Those two questions, by virtue of the fact that mediators and lawyers charge by the hour, how much your process costs is inextricably linked with the question of how long it will take. I’m going to speak to them both, but I’ll speak to them somewhat interchangeably. They can be parsed out or separated from one another because they’re not exactly the same thing. You can have a process that’s not very expensive that takes a very long time, and you could have a process that’s very expensive that doesn’t take a long time, but they tend to correlate, is what I’m trying to say. Cost and length of process tend to correlate.

How Long Your Divorce Will Take

The first thing I need to say at the outset about, let me just say, how long your process, your divorce process, will take – I don’t know. I don’t know; nobody knows. No lawyer or mediator can tell you how long your divorce process will take.

What I will tell you, in my own experience, and this is not based on any statistics, is that a range of average divorce cases would be, in terms of duration, somewhere between nine months and two years.

I’m talking the negotiation of terms, and the drafting, and then signing of your ultimate agreement. I’m not speaking to, once you submit papers to your local court, how long it takes them to process the divorce paperwork, because, that, I have no idea. Every court system is different. Even within New York City, there are differences between the different boroughs in terms of how long it takes them to process divorce papers and, certainly, differences within the state of New York and differences between states. Then, even within the same court, processing times can change over time as the court’s workload and resources change.

So, I don’t know how long the uncontested divorce process takes in your particular location. I’m just talking about the negotiation process, which is coming to terms and then drafting the contract that reflects those terms. A rough range would be somewhere between nine months and two years.

That’s not speaking, at all, by the way, to a litigated case. I’m really focusing on how long the average divorce…and you’re overwhelmingly likely to settle, so I’m talking about a settled case. A litigated case all the way through a trial to completion, resulting in an order from a judge – years. That will take you years. So that’s good incentive to settle if you have the option to settle, and you don’t want your divorce process to take several years, which is what would happen if you waited for a final and full judgment issued by a judge after trial. You’re definitely looking at several years in that process. So, I’m focusing on settlement processes.

Of course, it goes without saying, there are outliers. There are people who settle and negotiate their contract in a matter of months, three/four months, and there are people who take more than two years, even in an amicable settlement-focused process like mediation.

There are couples who, for various reasons, and based on the timing of their own lives, and their own schedules, and their level of urgency to get their divorced processed, maybe their divorce spans three years. Is that common? No. Is three months common? No. So, my best guest of a range (and don’t hold me to this) is roughly nine months to two years.

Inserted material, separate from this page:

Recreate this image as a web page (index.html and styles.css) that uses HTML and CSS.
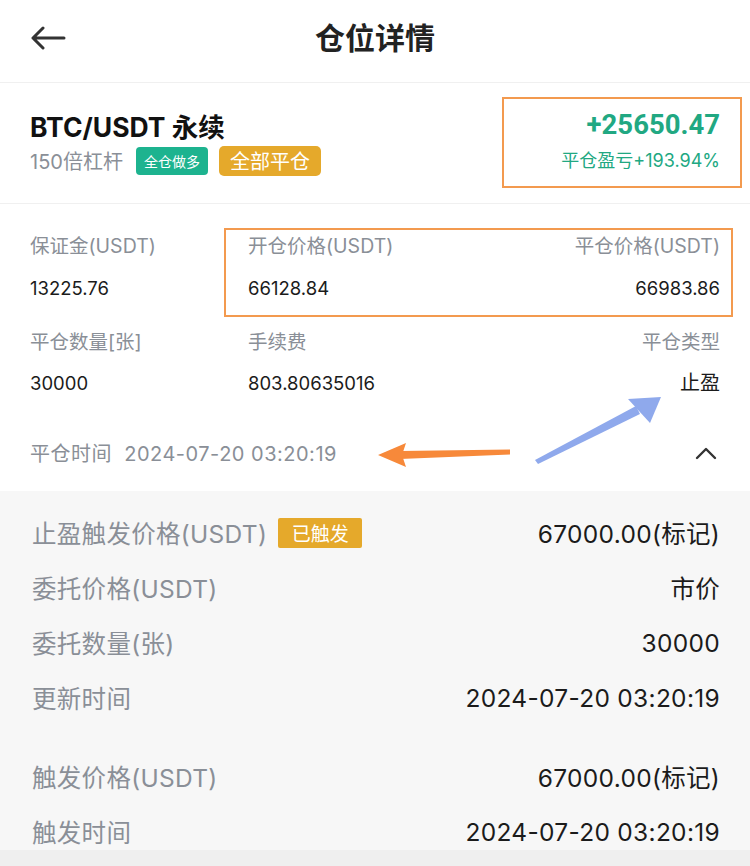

Factors Impacting How Long Your Divorce Takes

What I want to clarify for you that I observe are some of the factors that impact how long a divorce takes to resolve. Again, I can’t tell you for your particular case, but what I can speak to is what the different factors are that will impact how long your case takes to resolve.

· How Many Issues Are There?

The first factor to think about is how many issues do you have to resolve. Is your divorce a case where you don’t have kids, you’ve been married for two years, you’ve kept your finances completely separate, and that’s how you intend to resolve them? It’s what we may refer to as a “walk-away.” You’re keeping your stuff, your spouse is keeping his or her stuff, and there just aren’t that many issues to resolve.

Or, in contrast, is this a case where you have kids and you need to deal with custody, and child support, and you need to deal with spousal maintenance, because one of you has been home with the kids for ten years and not have been in the workforce, and would not be able, even with child support, if that parent were the custodial parent, to pay for their own expenses, at least, for a period of time, and you have a ton of property to divide, and different assets, and they’re complex in nature? That’s case with a lot more issues. That’s a case that, generally speaking, will take longer to resolve than a case between a couple who has only been married for a couple of years and doesn’t have kids or really doesn’t have financial issues to resolve.

· How Aligned or Far Apart Are You?

A second really important element that impacts how long your case takes to resolve is how aligned or how far apart you and your spouse are on each of the issues that you have to address in your divorce.

You may have a case where there’s really only one, from a legal perspective, one issue of significance to resolve. Say, you don’t have kids, but you do co-own a house. That’s the only asset of significance that you and your spouse have, but you are diametrically opposed on what you want to do with the house. Maybe you both want to remain in the house, for instance.

That case could take longer to resolve than a case between people who have kids and have to resolve custody, and child support, and even spousal maintenance, and property division, but they’re pretty much on the same page on the various issues. So, again, how aligned you are on the issues or, in contrast, how far apart you are, is really going to impact how long your case takes to resolve.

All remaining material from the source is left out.